A north Norfolk delicatessen owner will be serving up jubilee punch and cake to customers today in honour of a woman who is her mother's first cousin, childhood playmate and lifelong friend - the Queen.

Victoria Pryor's wedding guests when she married her second husband John in 1999 included her godmother, the Queen, the Queen Mother and Princess Margaret.

Mrs Pryor, 58, is the daughter of the Hon Margaret Rhodes, nee Elphinstone, whose own mother, Mary Bowes-Lyon, was the Queen Mother's sister.

Mrs Rhodes was one of the Queen's bridesmaids and would have attended her at her coronation in 1953 but was pregnant at the time with Victoria, the second of her four children.

Mrs Pryor and her husband run the Picnic Fayre deli in Cley-next-the-Sea and will be handing out homemade sponge cake and a punch based on the Queen's favourite tipple, Dubonnet.

Tomorrow Mrs Pryor is off to Windsor Castle to see her mother who is convalescing there as a guest of the Queen following surgery for a broken hip.

Mrs Pryor said her mother had been having lunch with the Queen and Duke of Edinburgh yesterday when he became ill and had to be taken to hospital, suffering with a bladder infection.

She added: 'Apparently he was very shivery and had to leave very quickly, but I think he's fine.

'Mummy and the Queen are best mates. She can talk to her about things that few people can talk to the Queen about - things that happened 60 or 70 years ago.'

As a child herself, Mrs Pryor and her siblings were frequent visitors to the Queen's Balmoral estate in Scotland and she has happy memories of picnics there. She has been invited to numerous royal events through the years. Mrs Rhodes was a lady-in-waiting to the Queen Mother at the time of her death and Mrs Pryor attended her funeral.

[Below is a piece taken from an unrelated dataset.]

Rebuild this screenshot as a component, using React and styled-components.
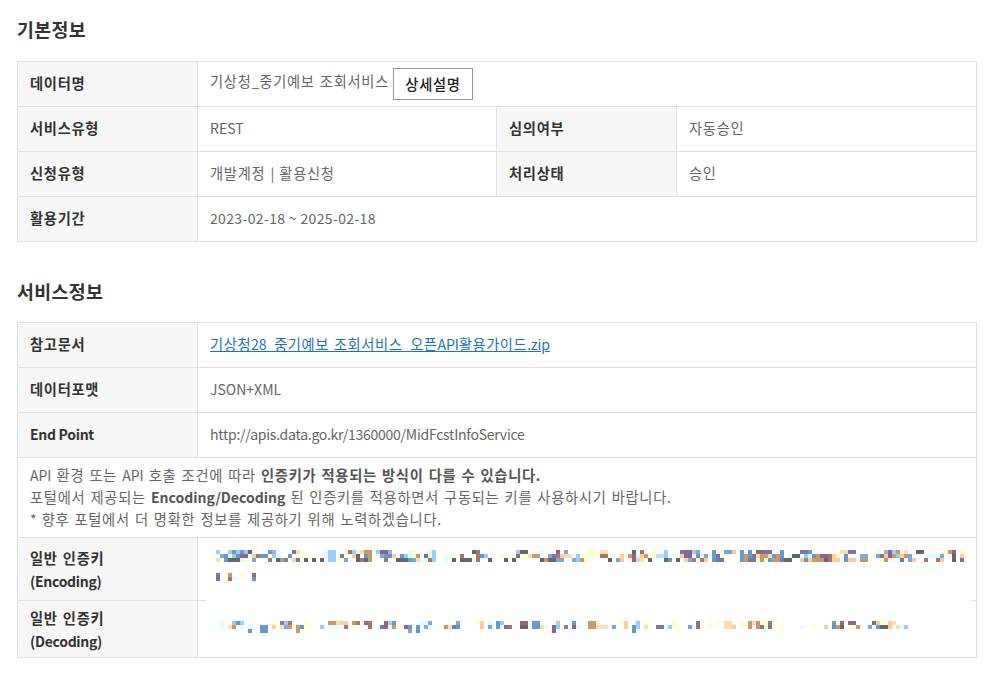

She described the Queen and rest of the Royal Family as 'incredibly kind.' At the time of the final illness and death of Mrs Pryor's first husband, the sculptor Nicholas Deans, in 1991, Princess Margaret had rung daily to ask after him and had ensured he received the best possible care.

'I feel hugely privileged to have had a little insight into their lives and I can't say enough how lovely they are,' Mrs Pryor added.